• [EXERCISE OBJECTIVE]: Where a line holds the word "components", copy that line.

• [RECORDED DATA]:
•••

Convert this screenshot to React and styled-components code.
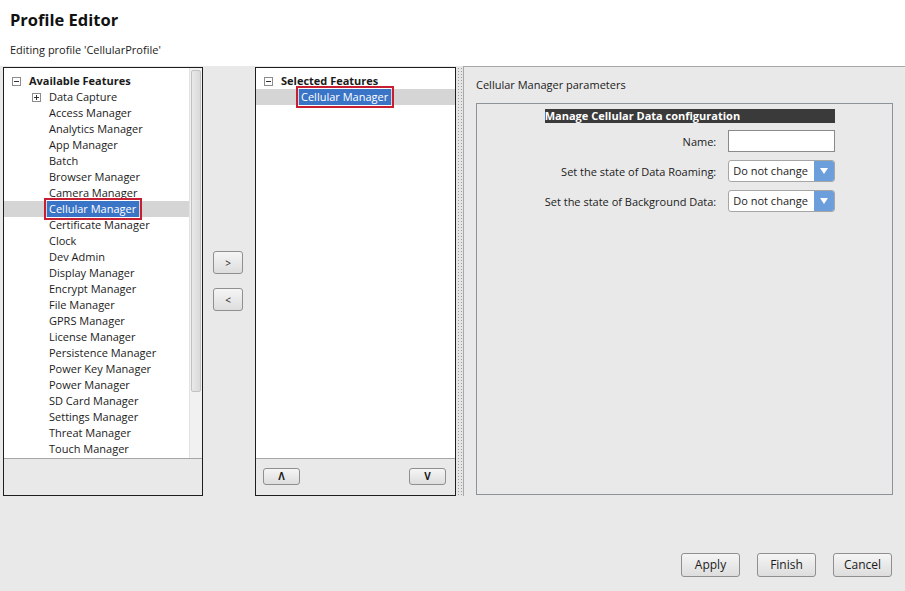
import React from "react";
import styled, { createGlobalStyle } from "styled-components";

const GlobalStyle = createGlobalStyle`
  body {
    margin: 0;
    font-family: "Open Sans", "Noto Sans", sans-serif;
    font-size: 11px;
    color: #1b1b1b;
    background: #e9e9e9;
  }
`;

const Window = styled.div`
  width: 905px;
  height: 591px;
  display: flex;
  flex-direction: column;
  overflow: hidden;
`;

const Header = styled.div`
  height: 66px;
  background: #fff;
  padding: 9px 0 0 10px;
  box-sizing: border-box;
`;

const Title = styled.h1`
  margin: 0;
  font-size: 16.5px;
  line-height: 22px;
  font-weight: 700;
  color: #111;
`;

const Subtitle = styled.div`
  margin-top: 11px;
  line-height: 16px;
`;

const Body = styled.div`
  flex: 1;
  display: flex;
  flex-direction: column;
`;

const Panels = styled.div`
  height: 430px;
  display: flex;
`;

const TreePanel = styled.div`
  width: ${(p) => p.$width}px;
  margin: 1px 0 0 ${(p) => p.$offset || 0}px;
  border: 1px solid #1e1e1e;
  box-sizing: border-box;
  display: flex;
  flex-direction: column;
`;

const TreeArea = styled.div`
  flex: 1;
  display: flex;
  background: #fff;
`;

const TreeList = styled.div`
  flex: 1;
  padding-top: 5px;
`;

const Scrollbar = styled.div`
  width: 13px;
  background: #f1f1f1;
  border-left: 1px solid #e2e2e2;
  padding: 2px 1px 0 1px;
  box-sizing: border-box;
`;

const Thumb = styled.div`
  height: 320px;
  border: 1px solid #c2c2c2;
  border-radius: 2px;
  background: linear-gradient(to right, #e9e9e9, #d9d9d9);
`;

const PanelFoot = styled.div`
  height: 37px;
  border-top: 1px solid #a6a6a6;
  display: flex;
  align-items: center;
  justify-content: space-between;
  padding: 0 9px 2px 7px;
  box-sizing: border-box;
`;

const Row = styled.div`
  height: 16px;
  display: flex;
  align-items: center;
  white-space: nowrap;
  padding-left: ${(p) => p.$level * 20 + 8 + (p.$leaf ? 17 : 0)}px;
  background: ${(p) => (p.$selected ? "#d5d5d5" : "transparent")};
  font-weight: ${(p) => (p.$root ? 700 : 400)};
`;

const Expander = styled.span`
  position: relative;
  width: 9px;
  height: 9px;
  margin-right: 8px;
  border: 1px solid #8c8c8c;
  box-sizing: border-box;
  background: #fff;
  flex: none;

  &::before {
    content: "";
    position: absolute;
    left: 1px;
    right: 1px;
    top: 3px;
    height: 1px;
    background: #333;
  }

  &::after {
    content: "";
    display: ${(p) => (p.$open ? "none" : "block")};
    position: absolute;
    top: 1px;
    bottom: 1px;
    left: 3px;
    width: 1px;
    background: #333;
  }
`;

const Label = styled.span`
  line-height: 16px;
`;

const Picked = styled.span`
  line-height: 16px;
  margin-left: -2px;
  padding: 0 3px 0 2px;
  background: #3a74c6;
  color: #fff;
  outline: 2px solid #c61f32;
  outline-offset: 1px;
`;

const MoverColumn = styled.div`
  width: 52px;
  display: flex;
  flex-direction: column;
  justify-content: center;
  gap: 14px;
  padding-left: 10px;
  box-sizing: border-box;
`;

const GreyButton = styled.button`
  width: ${(p) => p.$w}px;
  height: ${(p) => p.$h}px;
  padding: 0;
  border: 1px solid #8f8f8f;
  border-radius: 3px;
  background: linear-gradient(#f5f5f5, #dddddd);
  font-family: "Open Sans", sans-serif;
  font-size: ${(p) => p.$fs || 12}px;
  font-weight: ${(p) => (p.$bold ? 700 : 400)};
  color: #1b1b1b;
  line-height: 1;
`;

const Sash = styled.div`
  width: 7px;
  margin-top: 1px;
  background-color: #e6e6e6;
  background-image: radial-gradient(#9d9d9d 0.7px, transparent 0.9px);
  background-size: 3px 3px;
  background-position: 1px 0;
`;

const ParamPane = styled.div`
  flex: 1;
  display: flex;
  flex-direction: column;
  border-top: 1px solid #a8a8a8;
  border-left: 1px solid #a8a8a8;
  padding: 10px 12px 1px 12px;
`;

const PaneTitle = styled.div`
  line-height: 16px;
  margin-bottom: 10px;
`;

const GroupBox = styled.div`
  flex: 1;
  border: 1px solid #8c939a;
  padding: 5px 0 0 11px;
`;

const FormGrid = styled.div`
  display: grid;
  grid-template-columns: auto 107px;
  column-gap: 12px;
  row-gap: 8px;
  justify-content: center;
  align-items: center;
`;

const FormHeader = styled.div`
  grid-column: 1 / span 2;
  height: 14px;
  line-height: 14px;
  margin-bottom: -1px;
  background: #3a3a3a;
  color: #fff;
  font-weight: 700;
`;

const FieldLabel = styled.div`
  text-align: right;
  white-space: nowrap;
`;

const TextBox = styled.div`
  height: 22px;
  border: 1px solid #8a8a8a;
  background: #fff;
  box-sizing: border-box;
`;

const Select = styled.div`
  height: 22px;
  display: flex;
  border: 1px solid #a6a6a6;
  border-radius: 3px;
  background: #fff;
  box-sizing: border-box;
  overflow: hidden;
`;

const SelectText = styled.span`
  flex: 1;
  padding-left: 4px;
  line-height: 20px;
  white-space: nowrap;
`;

const SelectArrow = styled.span`
  width: 20px;
  display: flex;
  align-items: center;
  justify-content: center;
  background: #6b9edb;

  &::before {
    content: "";
    border-left: 4px solid transparent;
    border-right: 4px solid transparent;
    border-top: 6px solid #fff;
  }
`;

const Footer = styled.div`
  flex: 1;
  display: flex;
  justify-content: flex-end;
  align-items: flex-end;
  gap: 17px;
  padding: 0 13px 14px 0;
`;

const available = [
  "Access Manager",
  "Analytics Manager",
  "App Manager",
  "Batch",
  "Browser Manager",
  "Camera Manager",
  "Cellular Manager",
  "Certificate Manager",
  "Clock",
  "Dev Admin",
  "Display Manager",
  "Encrypt Manager",
  "File Manager",
  "GPRS Manager",
  "License Manager",
  "Persistence Manager",
  "Power Key Manager",
  "Power Manager",
  "SD Card Manager",
  "Settings Manager",
  "Threat Manager",
  "Touch Manager",
];

const Leaf = ({ name, selected }) => (
  <Row $level={1} $leaf $selected={selected}>
    {selected ? <Picked>{name}</Picked> : <Label>{name}</Label>}
  </Row>
);

const DropDown = () => (
  <Select>
    <SelectText>Do not change</SelectText>
    <SelectArrow />
  </Select>
);

export default function App() {
  return (
    <Window>
      <GlobalStyle />
      <Header>
        <Title>Profile Editor</Title>
        <Subtitle>Editing profile 'CellularProfile'</Subtitle>
      </Header>
      <Body>
        <Panels>
          <TreePanel $width={200} $offset={3}>
            <TreeArea>
              <TreeList>
                <Row $level={0} $root>
                  <Expander $open />
                  <Label>Available Features</Label>
                </Row>
                <Row $level={1}>
                  <Expander />
                  <Label>Data Capture</Label>
                </Row>
                {available.map((name) => (
                  <Leaf key={name} name={name} selected={name === "Cellular Manager"} />
                ))}
              </TreeList>
              <Scrollbar>
                <Thumb />
              </Scrollbar>
            </TreeArea>
            <PanelFoot />
          </TreePanel>

          <MoverColumn>
            <GreyButton $w={30} $h={23} $fs={10}>&gt;</GreyButton>
            <GreyButton $w={30} $h={23} $fs={10}>&lt;</GreyButton>
          </MoverColumn>

          <TreePanel $width={201}>
            <TreeArea>
              <TreeList>
                <Row $level={0} $root>
                  <Expander $open />
                  <Label>Selected Features</Label>
                </Row>
                <Leaf name="Cellular Manager" selected />
              </TreeList>
            </TreeArea>
            <PanelFoot>
              <GreyButton $w={37} $h={17} $fs={10} $bold>Λ</GreyButton>
              <GreyButton $w={37} $h={17} $fs={10} $bold>V</GreyButton>
            </PanelFoot>
          </TreePanel>

          <Sash />

          <ParamPane>
            <PaneTitle>Cellular Manager parameters</PaneTitle>
            <GroupBox>
              <FormGrid>
                <FormHeader>Manage Cellular Data configuration</FormHeader>
                <FieldLabel>Name:</FieldLabel>
                <TextBox />
                <FieldLabel>Set the state of Data Roaming:</FieldLabel>
                <DropDown />
                <FieldLabel>Set the state of Background Data:</FieldLabel>
                <DropDown />
              </FormGrid>
            </GroupBox>
          </ParamPane>
        </Panels>
        <Footer>
          <GreyButton $w={59} $h={24}>Apply</GreyButton>
          <GreyButton $w={59} $h={24}>Finish</GreyButton>
          <GreyButton $w={59} $h={24}>Cancel</GreyButton>
        </Footer>
      </Body>
    </Window>
  );
}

•••

• [EXERCISE RESPONSE]:
Convert this screenshot to React and styled-components code.
import styled, { createGlobalStyle } from "styled-components";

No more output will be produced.